The provisions of the rule direct the court hearing such an
application, where heads have been filed out of time, to either hear
the matter on the merits or to refer it to the unopposed roll. The
rule does not deem the application un-opposed.
The
Rule appears to me to be sound and based on the fact that once a
notice of opposition and opposing papers have been validly filed, the
late filing of heads of argument cannot automatically have the effect
of negating or nullifying such filing. The rule re-asserts the
common-sense position that the pleadings, having been validly filed,
remain extant until struck off the record by a competent court order.
A referral of the matter to the unopposed roll is one such competent
court order that will have the effect of nullifying or striking off
the record, the otherwise validly filed pleadings.
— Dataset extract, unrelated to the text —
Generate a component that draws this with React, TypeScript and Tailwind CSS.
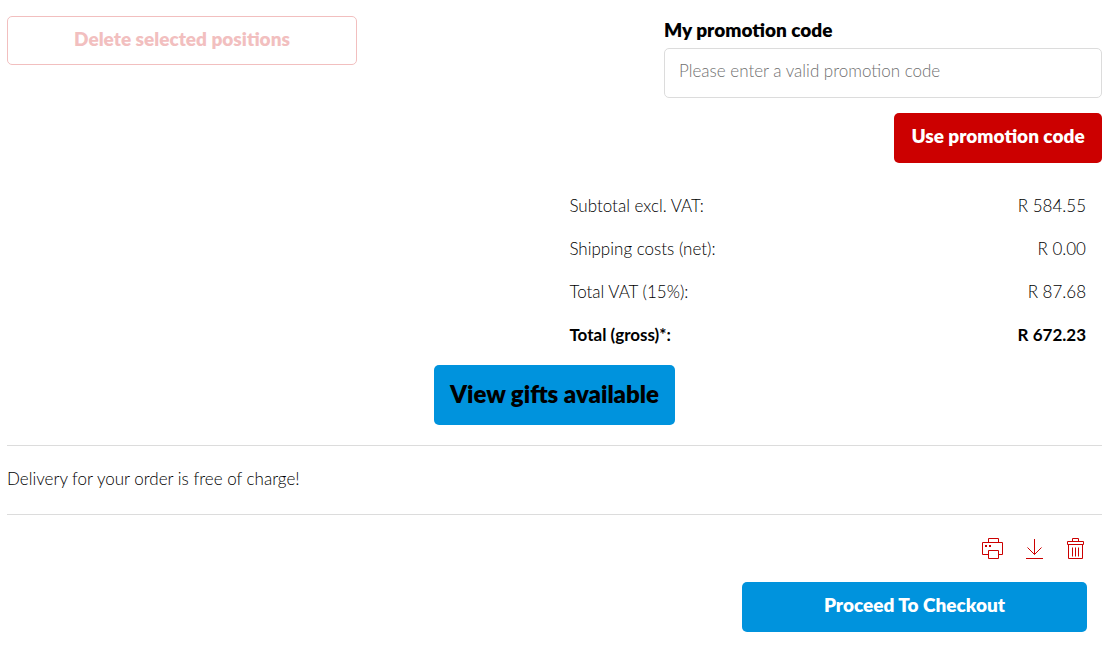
import { useState } from "react";
import type { ReactNode } from "react";

const totals = [
  { label: "Subtotal excl. VAT:", value: "R 584.55" },
  { label: "Shipping costs (net):", value: "R 0.00" },
  { label: "Total VAT (15%):", value: "R 87.68" },
  { label: "Total (gross)*:", value: "R 672.23", strong: true },
];

function IconButton({ label, children }: { label: string; children: ReactNode }) {
  return (
    <button type="button" aria-label={label} className="cursor-pointer text-[#cc0000]">
      <svg
        viewBox="0 0 22 22"
        className="size-[22px]"
        fill="none"
        stroke="currentColor"
        strokeWidth="1"
        aria-hidden="true"
      >
        {children}
      </svg>
    </button>
  );
}

function PromotionForm() {
  const [code, setCode] = useState("");

  return (
    <form className="flex w-2/5 flex-col" onSubmit={(e) => e.preventDefault()}>
      <label htmlFor="promotion-code" className="pb-1 text-[19px] leading-7 font-extrabold">
        My promotion code
      </label>
      <input
        id="promotion-code"
        type="text"
        value={code}
        onChange={(e) => setCode(e.target.value)}
        placeholder="Please enter a valid promotion code"
        className="h-[50px] w-full rounded-[5px] border border-[#dcdcdc] px-[14px] pb-1.5 placeholder:text-[#707070]"
      />
      <button
        type="submit"
        className="mt-[15px] h-[50px] w-[208px] cursor-pointer self-end rounded-[5px] bg-[#cc0000] pb-1 text-[19px] font-extrabold text-white"
      >
        Use promotion code
      </button>
    </form>
  );
}

function OrderTotals() {
  return (
    <table className="mt-[21px] ml-auto w-[49%]">
      <tbody>
        {totals.map((row) => (
          <tr key={row.label} className="h-[43px]">
            <th
              scope="row"
              className={row.strong ? "py-0 pr-0 pl-1 text-left font-bold" : "py-0 pr-0 pl-1 text-left font-light"}
            >
              {row.label}
            </th>
            <td className={row.strong ? "py-0 pr-4 pl-0 text-right font-bold" : "py-0 pr-4 pl-0 text-right"}>
              {row.value}
            </td>
          </tr>
        ))}
      </tbody>
    </table>
  );
}

export default function App() {
  return (
    <main className="flex flex-col bg-white pt-4 pr-[14px] pb-[14px] pl-[7px] font-['Lato','Liberation_Sans',sans-serif] text-[17px] leading-7 font-light text-black">
      <div className="flex items-start justify-between">
        <button
          type="button"
          disabled
          className="h-[49px] w-[350px] rounded-[5px] border border-[#f2bfbf] pb-1 text-[19px] font-extrabold text-[#f2bfbf]"
        >
          Delete selected positions
        </button>
        <PromotionForm />
      </div>

      <OrderTotals />

      <button
        type="button"
        className="mt-[9px] h-[60px] cursor-pointer self-center rounded-[5px] bg-[#0093dd] px-4 pb-0.5 text-2xl font-extrabold"
      >
        View gifts available
      </button>

      <p className="mt-5 border-y border-[#dcdcdc] pt-[19px] pb-[21px]">
        Delivery for your order is free of charge!
      </p>

      <div className="mt-[23px] flex justify-end gap-5 pr-[14px]">
        <IconButton label="Print">
          <path d="M6.5 4.5v-4h10v4" />
          <path d="M6.5 16.5h-6v-12h20v12h-4" />
          <path d="M6.5 12.5h10v8h-10z" />
          <path d="M3 7h2v2H3zM7 7h2v2H7z" fill="currentColor" stroke="none" />
        </IconButton>
        <IconButton label="Download">
          <path d="M10.5 1v15.5M3.5 9.5l7 7 7-7M2 20.5h17" />
        </IconButton>
        <IconButton label="Delete cart">
          <path d="M6.5 3.5v-3h6v3" />
          <path d="M1.5 3.5h16v3h-16z" />
          <path d="M2.5 6.5v14h14v-14" />
          <path d="M6.5 9.5v9M9.5 9.5v9M12.5 9.5v9" />
        </IconButton>
      </div>

      <button
        type="button"
        className="mt-[22px] mr-[15px] h-[50px] w-[345px] cursor-pointer self-end rounded-[5px] bg-[#0093dd] pb-1 text-[19px] font-extrabold text-white"
      >
        Proceed To Checkout
      </button>
    </main>
  );
}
A specific order
striking off the notice of opposition and opposing affidavits is yet
another competent order that can be made in the circumstances.
For
reasons of expediency, it may be argued that a court hearing such an
application, where heads have been filed out of time, may convert
itself into “the Unopposed Court” envisaged by the Rule and
dispose of the matter by granting the order sought.
I
express no views on this procedure.
The
point to make is that there must be a referral of the matter after
holding that the respondent is barred. The referral has the same
effect as striking off the respondent's defence. Whether a court
can then thereafter refer the matter to itself or not is not a matter
that arises in this appeal.
In
casu,
the court a
quo
fell into the error of holding that once a party has been barred
under Rule 238(2)(b), and “remains barred” the matter is treated
as unopposed.
As
I have shown above, the application does not automatically become
un-opposed. The court or judge may, using their discretion, proceed
to determine the matter on the merits or negate and nullify the
respondent's defence by referring the matter to the unopposed roll.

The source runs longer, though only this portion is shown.